2011年12月9日(金)
主張
一川防衛相問責へ
新基地建設計画の撤回こそ
沖縄県民と女性を侮辱した防衛省沖縄防衛局長(当時)の暴言問題などで責任を追及されてきた一川保夫防衛相への問責決議が、9日の参院本会議に提出、可決される見通しになっています。
一川氏は沖縄防衛局長の暴言の後も問題発言を続け、開き直っています。問責は当然です。同時に、一川氏を防衛相に起用・任命しただけでなく、発言が問題になったあともかばい続けている野田佳彦首相の責任が、いよいよ問われるのは避けられません。
防衛相の資格に関わる
一川氏はこの間の国会答弁や記者会見で、自らの発言を「防衛相としての本来の責任を問われる致命的なものではない」と強弁し、開き直ってきました。野田首相も国会答弁で一川氏に対し、「閣僚としての職務を着実に遂行しており、起用した自らの判断は正しい」とかばい続けてきました。一川氏にも野田首相にも反省はなく、その責任がきびしく問われるのは当たり前です。
沖縄の米軍普天間基地の「移設」のための名護市辺野古への新基地建設を進めるため、環境影響調査(アセスメント)の評価書をいつ提出するかについて、「犯すとき、これから犯すというか」と性暴力にたとえた沖縄防衛局長の発言は、許すことのできない暴言として、沖縄県民とりわけ女性の憤激を呼んでいます。沖縄防衛局長は更迭し処分するとしたものの、大臣としての一川氏自身の責任が厳しく問われるのは避けられません。

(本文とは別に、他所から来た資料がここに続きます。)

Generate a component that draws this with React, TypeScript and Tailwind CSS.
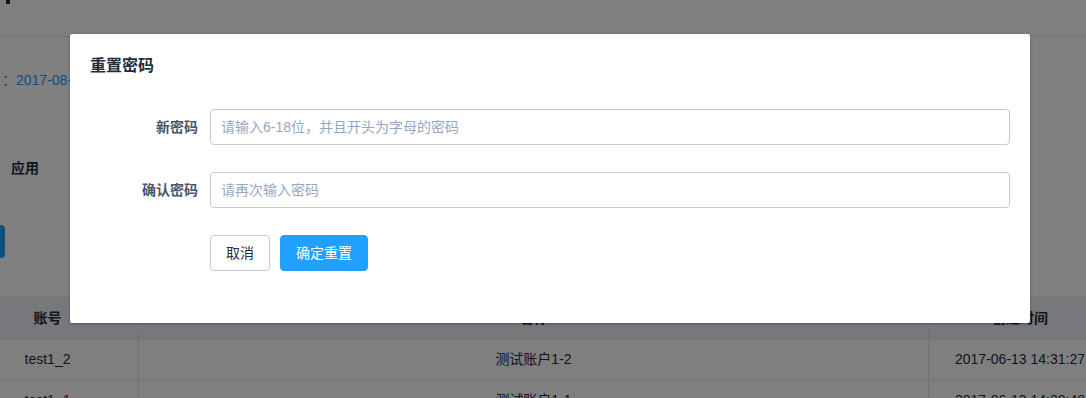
import React from "react";

const font = { fontFamily: '"Liberation Sans", "Noto Sans CJK SC", sans-serif' };

export default function App() {
  return (
    <div className="relative w-[1086px] h-[398px] overflow-hidden bg-white text-[14px] text-[#1f2d3d]" style={font}>
      {/* background page */}
      <div className="flex flex-col">
        <div className="h-[37px] border-b border-[#dfe6ec] flex items-start">
          <div className="ml-[6px] w-[4px] h-[4px] bg-[#1f2d3d]" />
        </div>
        <div className="mt-[33px] h-[20px] flex items-center text-[#20a0ff] text-[14px]">
          <span className="ml-[2px]">：2017-08-01 10:21:36</span>
        </div>
        <div className="mt-[68px] h-[20px] flex items-center pl-[11px] font-bold text-[14px]">应用</div>
        <div className="mt-[47px] w-[5px] h-[33px] bg-[#20a0ff] rounded-r-[4px]" />
        <div className="mt-[39px] flex flex-col w-[1110px]">
          <div className="flex h-[42px] bg-[#eef1f6] border-y border-[#dfe6ec] font-bold">
            <div className="w-[139px] shrink-0 pr-[43px] flex items-center justify-center border-r border-[#dfe6ec]">账号</div>
            <div className="w-[790px] shrink-0 flex items-center justify-center border-r border-[#dfe6ec]">名称</div>
            <div className="w-[182px] shrink-0 flex items-center justify-center">创建时间</div>
          </div>
          {[
            ["test1_2", "测试账户1-2", "2017-06-13 14:31:27"],
            ["test1_1", "测试账户1-1", "2017-06-13 14:30:48"],
          ].map((r) => (
            <div key={r[0]} className="flex h-[41px] border-b border-[#dfe6ec] text-[14px]">
              <div className="w-[139px] shrink-0 pr-[43px] flex items-center justify-center border-r border-[#dfe6ec]">{r[0]}</div>
              <div className="w-[790px] shrink-0 flex items-center justify-center border-r border-[#dfe6ec]">{r[1]}</div>
              <div className="w-[182px] shrink-0 flex items-center justify-center whitespace-nowrap">{r[2]}</div>
            </div>
          ))}
        </div>
      </div>

      {/* overlay */}
      <div className="absolute inset-0 bg-black/50" />

      {/* dialog */}
      <div className="absolute left-[70px] top-[34px] w-[960px] bg-white rounded-[2px] shadow-[0_1px_3px_rgba(0,0,0,0.3)] flex flex-col px-[20px] pt-[20px] pb-[52px]">
        <div className="leading-[24px] text-[16px] font-bold text-[#1f2d3d]">重置密码</div>
        <div className="mt-[31px] flex flex-col gap-[27px]">
          <div className="flex items-center">
            <label className="w-[120px] pr-[12px] text-right font-bold text-[#48576a] leading-[36px]">新密码</label>
            <input
              className="flex-1 h-[36px] border border-[#bfcbd9] rounded-[4px] px-[10px] text-[14px] outline-none placeholder:text-[#97a8be]"
              placeholder="请输入6-18位，并且开头为字母的密码"
              style={font}
            />
          </div>
          <div className="flex items-center">
            <label className="w-[120px] pr-[12px] text-right font-bold text-[#48576a] leading-[36px]">确认密码</label>
            <input
              className="flex-1 h-[36px] border border-[#bfcbd9] rounded-[4px] px-[10px] text-[14px] outline-none placeholder:text-[#97a8be]"
              placeholder="请再次输入密码"
              style={font}
            />
          </div>
          <div className="flex items-center pl-[120px] gap-[10px]">
            <button className="h-[36px] px-[15px] border border-[#bfcbd9] rounded-[4px] bg-white text-[#1f2d3d] text-[14px]">取消</button>
            <button className="h-[36px] px-[15px] border border-[#20a0ff] rounded-[4px] bg-[#20a0ff] text-white text-[14px]">确定重置</button>
          </div>
        </div>
      </div>
    </div>
  );
}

しかも沖縄防衛局長の暴言が問題になっているさなか、一川氏は国会で1995年の沖縄での米兵による少女暴行事件について、「詳細を知らない」と発言しました。事件は沖縄県民の“島ぐるみ”の怒りを呼び、日米政府が普天間基地の撤去をもちださざるを得なくなったきっかけになったものです。その詳細を知らないというのでは、防衛相としての資格にいちじるしく欠けることは明らかです。
責任は「致命的なものではない」とか、防衛相としての「職務は着実に遂行している」などという一川氏や野田首相の発言は、一切通用しません。沖縄防衛局長の暴言や一川氏の無責任な発言は、政府と沖縄県民との信頼をいちじるしく傷つけています。新基地が建設予定の名護市の稲嶺進市長が、一川氏について「その任にあるべきではない」と辞任を求めたのは当然です。7日夜、那覇市内で開かれた「女たちの抗議集会」でも、一川氏や野田首相の責任を追及する声が相次ぎました。そうした批判にもかかわらず一川氏が開き直りを続け、野田首相がかばい続けること自体、県民の怒りの火に油を注ぐことにしかなりません。
アセス評価書提出中止を
沖縄での新基地建設のためのアセス評価書の提出を年内に予定していることなどを、一川氏が防衛相に居座る口実にしようなどというのは、まったく本末転倒です。沖縄防衛局長の暴言や一川氏の発言が県民の強い怒りを呼んでいるのは、新基地建設が県民の意に反していることを承知で、沖縄に犠牲を押し付けている政府の姿勢を浮き彫りにしているからです。
口先だけの陳謝ではなく、新基地計画の押し付けそのものを見直すべきです。評価書提出は止め、計画を撤回してこそ、県民の声に応えることになります。